In other words, your tilt is too steep for the grid spacing you have chosen. What makes things worse (or interesting from a learning perspective) is that your grid size, wavelength, spacing and tilt coincidentally match up so that each phase tilt on your discrete grid points amounts to a multiple of pi. For N=1000, this creates an alternating phase of 0 and pi, for N=500 every phase value amounts to 0 (or 2pi, but this is the same mathematically/numerically), which gives the same result as an untilted field!

I took your script and experimented with different tilt angles (with N=100 to show more clearly the phase jumps). See the results here for tx=0.25, 2.5, 5, 5.25mrad: As you can see, at tx=5mrad the tilt is indifferentiable from 0 tilt, and 5.25mrad looks just like 0.25. In other words, for the given grid spacing and wavelength, a 2pi periodicity is matched with a 5mrad periodicity. For odd combinations, e.g. N=1024 or lambda=633nm or 25.33mrad, it would seem that the tilt worked but it might still be too small, since a large part got aliased!
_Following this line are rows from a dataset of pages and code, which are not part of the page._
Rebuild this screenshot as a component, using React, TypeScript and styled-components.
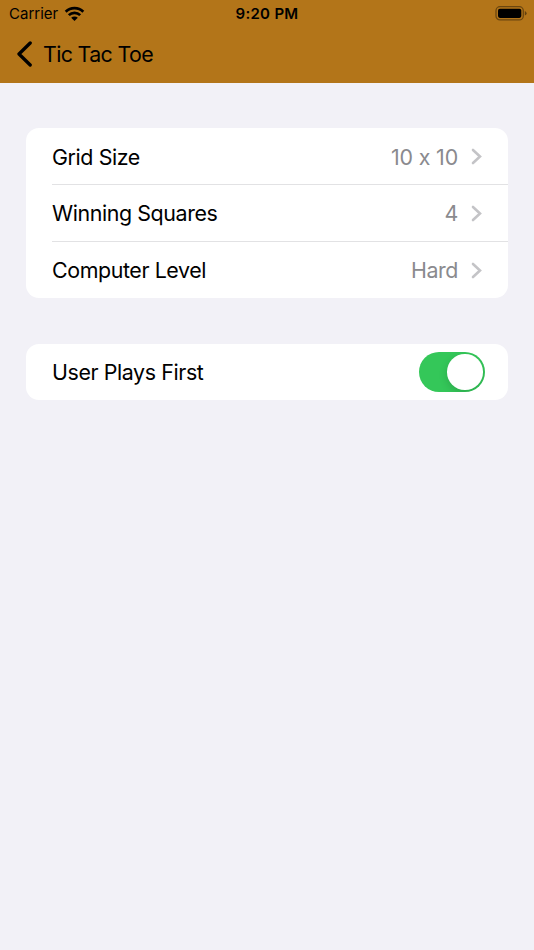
import React, { useState } from "react";
import styled, { createGlobalStyle } from "styled-components";

const GlobalStyle = createGlobalStyle`
  * { box-sizing: border-box; }
  body { margin: 0; background: #f2f1f7; font-family: Inter, "Liberation Sans", sans-serif; font-feature-settings: "calt" 0; color: #000; }
`;
const Screen = styled.main`
  width: 534px; height: 950px; background: #f2f1f7; overflow: hidden;
`;
const Header = styled.header`
  height: 83px; background: #b37519;
`;
const StatusBar = styled.div`
  height: 27px; display: grid; grid-template-columns: 1fr auto 1fr; align-items: center;
  padding: 0 7px 0 9px;
`;
const Carrier = styled.div`
  display: flex; align-items: center; gap: 5.5px; font-size: 15px;
`;
const Time = styled.time`
  font-weight: 600; font-size: 15px; letter-spacing: 0.3px; transform: translateX(-1px);
`;
const BatterySlot = styled.div`
  display: flex; justify-content: flex-end;
`;
const BackButton = styled.button`
  display: flex; align-items: center; gap: 11px; height: 54px; padding: 0 0 0 17px;
  border: 0; background: none; color: #000; font: 400 21.4px Inter, sans-serif; letter-spacing: -0.65px;
`;
const Content = styled.div`
  display: flex; flex-direction: column; gap: 46px; padding: 45px 26px;
`;
const Card = styled.section`
  background: #fff; border-radius: 13px; overflow: hidden; padding-left: 26px;
`;
const Label = styled.span`
  flex: 1;
`;
const Value = styled.span<{ $wide: boolean }>`
  color: #8a8a8e; margin-right: 13px;
  letter-spacing: ${(p) => (p.$wide ? "-0.15px" : "-0.4px")};
`;
const Row = styled.div<{ $divided?: boolean; $height: number }>`
  display: flex; align-items: center; height: ${(p) => p.$height}px; padding-right: 26px;
  font-size: 21.4px; letter-spacing: -0.4px;
  border-bottom: ${(p) => (p.$divided ? "1px solid #e2e2e4" : "0")};
  &:first-child:not(:last-child) > span { padding-top: 2px; }
`;
const Switch = styled.button<{ $on: boolean }>`
  display: flex; justify-content: ${(p) => (p.$on ? "flex-end" : "flex-start")};
  width: 66px; height: 40px; padding: 2px 2.5px; margin-right: -3px; border: 0; border-radius: 20px;
  background: ${(p) => (p.$on ? "#34c759" : "#e9e9eb")}; overflow: hidden;
`;
const Knob = styled.span`
  width: 35.5px; height: 35.5px; border-radius: 50%; background: #fff; box-shadow: 0 3px 8px rgba(0, 0, 0, 0.15);
`;

const settings = [
  { label: "Grid Size", value: "10 x 10", height: 57 },
  { label: "Winning Squares", value: "4", height: 57 },
  { label: "Computer Level", value: "Hard", height: 56 },
];

export default function App() {
  const [on, setOn] = useState(true);
  return (
    <Screen>
      <GlobalStyle />
      <Header>
        <StatusBar>
          <Carrier>
            Carrier
            <svg width="21" height="16" viewBox="0 0 21 16">
              <path d="M1.7 5.8a12.6 12.6 0 0 1 17.6 0M4.8 9.1a8.2 8.2 0 0 1 11.4 0" fill="none" stroke="#000" strokeWidth="2.7" />
              <path d="M10.5 15.1 7.2 11.8a4.7 4.7 0 0 1 6.6 0Z" />
            </svg>
          </Carrier>
          <Time>9:20 PM</Time>
          <BatterySlot>
            <svg width="32" height="15" viewBox="0 0 32 15">
              <rect x="1" y="0.7" width="27.3" height="13.2" rx="4" fill="none" stroke="#000" strokeOpacity=".4" strokeWidth="1.3" />
              <rect x="3" y="2.7" width="23.3" height="9.2" rx="1.8" />
              <path d="M29.8 5v4.6q1.8-.7 1.8-2.3T29.8 5" opacity=".45" />
            </svg>
          </BatterySlot>
        </StatusBar>
        <BackButton>
          <svg width="15" height="26" viewBox="0 0 15 26">
            <path d="M13.2 2 2 13l11.2 11" fill="none" stroke="#000" strokeWidth="3.3" strokeLinecap="round" strokeLinejoin="round" />
          </svg>
          Tic Tac Toe
        </BackButton>
      </Header>
      <Content>
        <Card>
          {settings.map(({ label, value, height }, i) => (
            <Row key={label} $height={height} $divided={i < settings.length - 1}>
              <Label>{label}</Label>
              <Value $wide={value.includes("x")}>{value}</Value>
              <svg width="11" height="17" viewBox="0 0 11 17">
                <path d="m2 2 7 6.5L2 15" fill="none" stroke="#c4c4c7" strokeWidth="2.6" strokeLinecap="round" strokeLinejoin="miter" />
              </svg>
            </Row>
          ))}
        </Card>
        <Card>
          <Row $height={56}>
            <Label>User Plays First</Label>
            <Switch $on={on} role="switch" aria-checked={on} aria-label="User Plays First" onClick={() => setOn(!on)}>
              <Knob />
            </Switch>
          </Row>
        </Card>
      </Content>
    </Screen>
  );
}
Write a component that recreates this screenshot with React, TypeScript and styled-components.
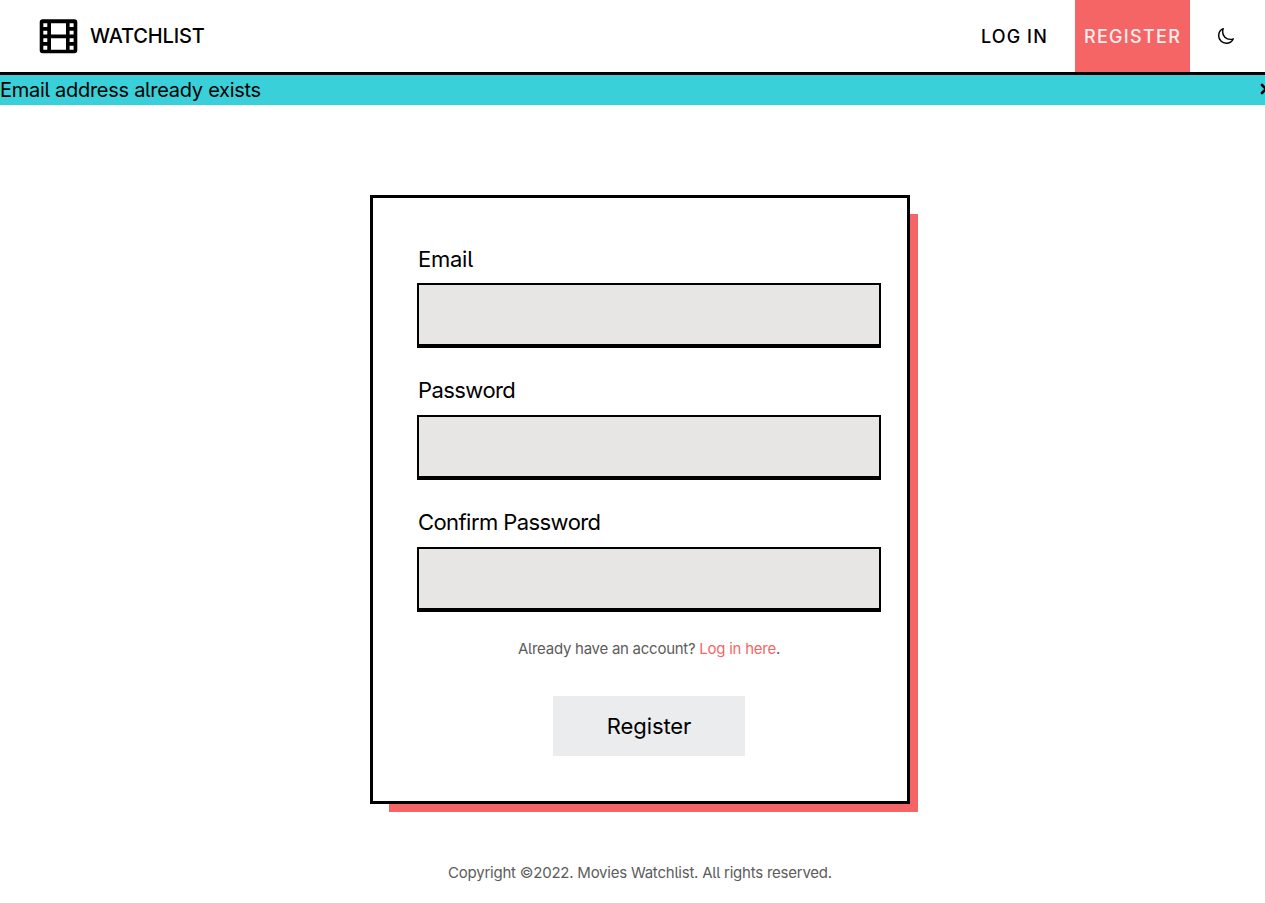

Experimenting further, I created a video scanning a range of tilts (this time for N=1000 as in your original question). Here you can see that around the critical values, interesting things happen.

Final thoughts:

• If you change from Forvard() to Fresnel(), the problem seems to get worse. In general it is always good to test both and see which seems better in the current situation, as this always depends on propagation length, size of zero-intensity borders and so on.
• I experienced the same thing in the past when simulating a lens with too fast focusing (short focal length compared to diameter).
• I am sure there is a formula to estimate when the calculation breaks down (for aliasing in general there is the Nyquist limit, not sure how to transfer this here correctly, though), but for me the easiest solution is to start with really small tilt/distortion, and gradually increase the magnitude but stop when the phase jump between two neighbouring field values approaches Pi.
• When you have reached this limit, make the field spacing finer by increasing N or making the field size smaller (if possible).
• If you hit a limit there where N is just too large, e.g. above 4000, try to reformulate the physical problem. For my short focal length lenses case, the LightPipes manual provides a better way of doing this with the LensForvard etc. For a tilt of a single beam, maybe the optical axis can be "redefined" by just leaving out the tilt and re-applied later by remembering/calculating the resulting offset (this of course depends on the concrete experiment/problem being simulated)
• Maybe we can add a section about this pitfall in the documentation.
• The scripts to generate the images and animation will be added to the Examples, for the moment you can find them in https://github.com/opticspy/lightpipes/tree/develop_LenDo/Examples/tests as tilt_test.py and tilt_test_anim.py

[FredvanGoor]

I had the same answer as Idoyle (but much shorter however!) The problem is indeed caused by the fact that the maximum spatial frequency of the system is larger than the maximum spatial frequency allowed. This maximum is determined by the distance between the grid points. It is a good idea to pay attention to this problem in the manual because it is often encountered by users. The difference between the Forvard and Fresnel propagation routines is roughly far- (Forvard) and near field (Fresnel). A useful criterium is the so-called Fresnel number: FN=a^2/(L*lambda). If it is larger than 1 it is the near field and lower than one the far field. a = the beam size (aperture radius), L is the distance to be propagated.

[foxwb]

THANKS ldoyle: After reading your answer, I think I have gotten the answer. The issue came from the coincidence between the tilt angle and grid. To show the process clearly, I programed to illuminate the relation between the position and the phase. Here is the source code:

import numpy as npy
import matplotlib.pyplot as plt;

size=20E-3    # grid size
lam = 1E-6    # wavelength
tx = 25E-3    # tilt angle
K = 2*npy.pi/lam

def foo( z, N ):  # function foo is used to calculate phase
    delta_z = tx * z;    # optical path difference
    return ( K * delta_z) % (2*npy.pi) 

for i,j in enumerate([1001,931,773,501]):  # grid N=1001, 931, 773, 501
    x = npy.linspace( -size/2, size/2, j )
    y = foo(x,j)
    plt.subplot( 2,2,i+1 )
    plt.plot( x,y,'.-')
    plt.xlabel( 'position')
    plt.ylabel( 'phase')
    plt.title( f'N={j}')

plt.show();

When the tilt angle is 25mrad, I tested different grid dimension(N=1001, 931, 773, 501), the result is shown as the figure below: From the figure, we can get the item of phase has only 3 values(exactly 2 values): 0, Pi, and 2Pi when N=1000, and 2 values(0, 2Pi) when N=500. But when N=931 and 773, more informations about phase could be gotten.

OK, We now know why this happens. Howevery, I think it is difficult to avoid the problem, especially when we simulate in sophisticated condition. Can we try to solve the problem?

[foxwb]

I agree the suggestion from Mr. FredvanGoor, the Fresnel number may help us to assess system and to choose the suitable grid dimension.